Output the material below unchanged, apart from leaving out the pictures.

####################

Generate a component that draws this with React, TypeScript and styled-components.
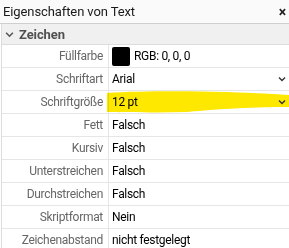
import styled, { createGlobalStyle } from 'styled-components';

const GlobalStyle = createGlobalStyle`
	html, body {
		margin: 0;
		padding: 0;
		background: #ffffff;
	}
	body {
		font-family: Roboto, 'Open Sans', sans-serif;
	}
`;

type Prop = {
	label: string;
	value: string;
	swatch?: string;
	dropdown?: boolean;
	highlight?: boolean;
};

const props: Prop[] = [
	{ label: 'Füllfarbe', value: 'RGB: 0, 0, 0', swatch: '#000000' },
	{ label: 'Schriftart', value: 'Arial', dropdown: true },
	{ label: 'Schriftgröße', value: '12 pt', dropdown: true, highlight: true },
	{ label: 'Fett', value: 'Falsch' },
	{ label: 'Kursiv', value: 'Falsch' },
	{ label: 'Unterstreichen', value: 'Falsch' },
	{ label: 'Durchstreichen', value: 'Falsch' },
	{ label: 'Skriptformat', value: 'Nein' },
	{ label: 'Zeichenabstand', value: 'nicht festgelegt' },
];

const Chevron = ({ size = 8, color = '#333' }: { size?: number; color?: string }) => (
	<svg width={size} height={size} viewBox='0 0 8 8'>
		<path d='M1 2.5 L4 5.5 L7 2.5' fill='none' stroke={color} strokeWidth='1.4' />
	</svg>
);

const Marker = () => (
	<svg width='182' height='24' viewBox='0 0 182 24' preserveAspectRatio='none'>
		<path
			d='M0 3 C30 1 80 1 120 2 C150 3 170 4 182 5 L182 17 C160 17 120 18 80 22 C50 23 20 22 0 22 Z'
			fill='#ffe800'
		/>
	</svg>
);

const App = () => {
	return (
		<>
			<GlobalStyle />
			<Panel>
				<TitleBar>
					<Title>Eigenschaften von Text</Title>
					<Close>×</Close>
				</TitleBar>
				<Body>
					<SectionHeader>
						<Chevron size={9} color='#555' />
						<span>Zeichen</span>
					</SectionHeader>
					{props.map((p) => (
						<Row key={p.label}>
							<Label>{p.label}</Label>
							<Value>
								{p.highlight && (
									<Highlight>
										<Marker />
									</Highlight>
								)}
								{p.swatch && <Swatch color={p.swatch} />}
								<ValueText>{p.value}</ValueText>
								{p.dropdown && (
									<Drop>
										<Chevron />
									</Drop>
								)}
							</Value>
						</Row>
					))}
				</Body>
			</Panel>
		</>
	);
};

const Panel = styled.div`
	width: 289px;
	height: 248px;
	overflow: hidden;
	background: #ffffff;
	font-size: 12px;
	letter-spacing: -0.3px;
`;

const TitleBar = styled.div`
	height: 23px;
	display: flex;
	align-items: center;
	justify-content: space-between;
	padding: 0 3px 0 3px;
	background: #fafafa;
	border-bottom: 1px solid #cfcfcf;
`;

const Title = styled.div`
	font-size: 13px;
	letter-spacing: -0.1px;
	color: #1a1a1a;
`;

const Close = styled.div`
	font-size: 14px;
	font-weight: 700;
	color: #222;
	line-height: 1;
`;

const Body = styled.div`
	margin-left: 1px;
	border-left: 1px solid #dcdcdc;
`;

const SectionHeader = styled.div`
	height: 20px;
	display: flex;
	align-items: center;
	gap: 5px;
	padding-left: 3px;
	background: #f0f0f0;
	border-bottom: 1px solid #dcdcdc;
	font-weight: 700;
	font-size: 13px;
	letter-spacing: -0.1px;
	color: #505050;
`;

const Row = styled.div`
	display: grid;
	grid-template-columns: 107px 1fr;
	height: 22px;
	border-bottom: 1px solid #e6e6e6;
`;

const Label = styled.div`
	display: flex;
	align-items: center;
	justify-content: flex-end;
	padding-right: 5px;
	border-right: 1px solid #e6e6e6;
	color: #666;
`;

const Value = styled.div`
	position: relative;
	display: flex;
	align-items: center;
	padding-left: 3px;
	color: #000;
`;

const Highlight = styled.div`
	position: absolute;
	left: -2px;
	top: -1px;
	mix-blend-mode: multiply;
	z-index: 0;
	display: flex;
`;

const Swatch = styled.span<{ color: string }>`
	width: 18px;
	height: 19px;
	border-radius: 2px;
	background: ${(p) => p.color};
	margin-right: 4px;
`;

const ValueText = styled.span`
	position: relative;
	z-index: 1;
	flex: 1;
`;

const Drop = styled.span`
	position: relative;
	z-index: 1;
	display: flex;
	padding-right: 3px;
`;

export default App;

####################

### Solution to this problem
Generate a component that draws this with React, TypeScript and styled-components.
import styled, { createGlobalStyle } from 'styled-components';

const GlobalStyle = createGlobalStyle`
	html, body {
		margin: 0;
		padding: 0;
		background: #ffffff;
	}
	body {
		font-family: Roboto, 'Open Sans', sans-serif;
	}
`;

type Prop = {
	label: string;
	value: string;
	swatch?: string;
	dropdown?: boolean;
	highlight?: boolean;
};

const props: Prop[] = [
	{ label: 'Füllfarbe', value: 'RGB: 0, 0, 0', swatch: '#000000' },
	{ label: 'Schriftart', value: 'Arial', dropdown: true },
	{ label: 'Schriftgröße', value: '12 pt', dropdown: true, highlight: true },
	{ label: 'Fett', value: 'Falsch' },
	{ label: 'Kursiv', value: 'Falsch' },
	{ label: 'Unterstreichen', value: 'Falsch' },
	{ label: 'Durchstreichen', value: 'Falsch' },
	{ label: 'Skriptformat', value: 'Nein' },
	{ label: 'Zeichenabstand', value: 'nicht festgelegt' },
];

const Chevron = ({ size = 8, color = '#333' }: { size?: number; color?: string }) => (
	<svg width={size} height={size} viewBox='0 0 8 8'>
		<path d='M1 2.5 L4 5.5 L7 2.5' fill='none' stroke={color} strokeWidth='1.4' />
	</svg>
);

const Marker = () => (
	<svg width='182' height='24' viewBox='0 0 182 24' preserveAspectRatio='none'>
		<path
			d='M0 3 C30 1 80 1 120 2 C150 3 170 4 182 5 L182 17 C160 17 120 18 80 22 C50 23 20 22 0 22 Z'
			fill='#ffe800'
		/>
	</svg>
);

const App = () => {
	return (
		<>
			<GlobalStyle />
			<Panel>
				<TitleBar>
					<Title>Eigenschaften von Text</Title>
					<Close>×</Close>
				</TitleBar>
				<Body>
					<SectionHeader>
						<Chevron size={9} color='#555' />
						<span>Zeichen</span>
					</SectionHeader>
					{props.map((p) => (
						<Row key={p.label}>
							<Label>{p.label}</Label>
							<Value>
								{p.highlight && (
									<Highlight>
										<Marker />
									</Highlight>
								)}
								{p.swatch && <Swatch color={p.swatch} />}
								<ValueText>{p.value}</ValueText>
								{p.dropdown && (
									<Drop>
										<Chevron />
									</Drop>
								)}
							</Value>
						</Row>
					))}
				</Body>
			</Panel>
		</>
	);
};

const Panel = styled.div`
	width: 289px;
	height: 248px;
	overflow: hidden;
	background: #ffffff;
	font-size: 12px;
	letter-spacing: -0.3px;
`;

const TitleBar = styled.div`
	height: 23px;
	display: flex;
	align-items: center;
	justify-content: space-between;
	padding: 0 3px 0 3px;
	background: #fafafa;
	border-bottom: 1px solid #cfcfcf;
`;

const Title = styled.div`
	font-size: 13px;
	letter-spacing: -0.1px;
	color: #1a1a1a;
`;

const Close = styled.div`
	font-size: 14px;
	font-weight: 700;
	color: #222;
	line-height: 1;
`;

const Body = styled.div`
	margin-left: 1px;
	border-left: 1px solid #dcdcdc;
`;

const SectionHeader = styled.div`
	height: 20px;
	display: flex;
	align-items: center;
	gap: 5px;
	padding-left: 3px;
	background: #f0f0f0;
	border-bottom: 1px solid #dcdcdc;
	font-weight: 700;
	font-size: 13px;
	letter-spacing: -0.1px;
	color: #505050;
`;

const Row = styled.div`
	display: grid;
	grid-template-columns: 107px 1fr;
	height: 22px;
	border-bottom: 1px solid #e6e6e6;
`;

const Label = styled.div`
	display: flex;
	align-items: center;
	justify-content: flex-end;
	padding-right: 5px;
	border-right: 1px solid #e6e6e6;
	color: #666;
`;

const Value = styled.div`
	position: relative;
	display: flex;
	align-items: center;
	padding-left: 3px;
	color: #000;
`;

const Highlight = styled.div`
	position: absolute;
	left: -2px;
	top: -1px;
	mix-blend-mode: multiply;
	z-index: 0;
	display: flex;
`;

const Swatch = styled.span<{ color: string }>`
	width: 18px;
	height: 19px;
	border-radius: 2px;
	background: ${(p) => p.color};
	margin-right: 4px;
`;

const ValueText = styled.span`
	position: relative;
	z-index: 1;
	flex: 1;
`;

const Drop = styled.span`
	position: relative;
	z-index: 1;
	display: flex;
	padding-right: 3px;
`;

export default App;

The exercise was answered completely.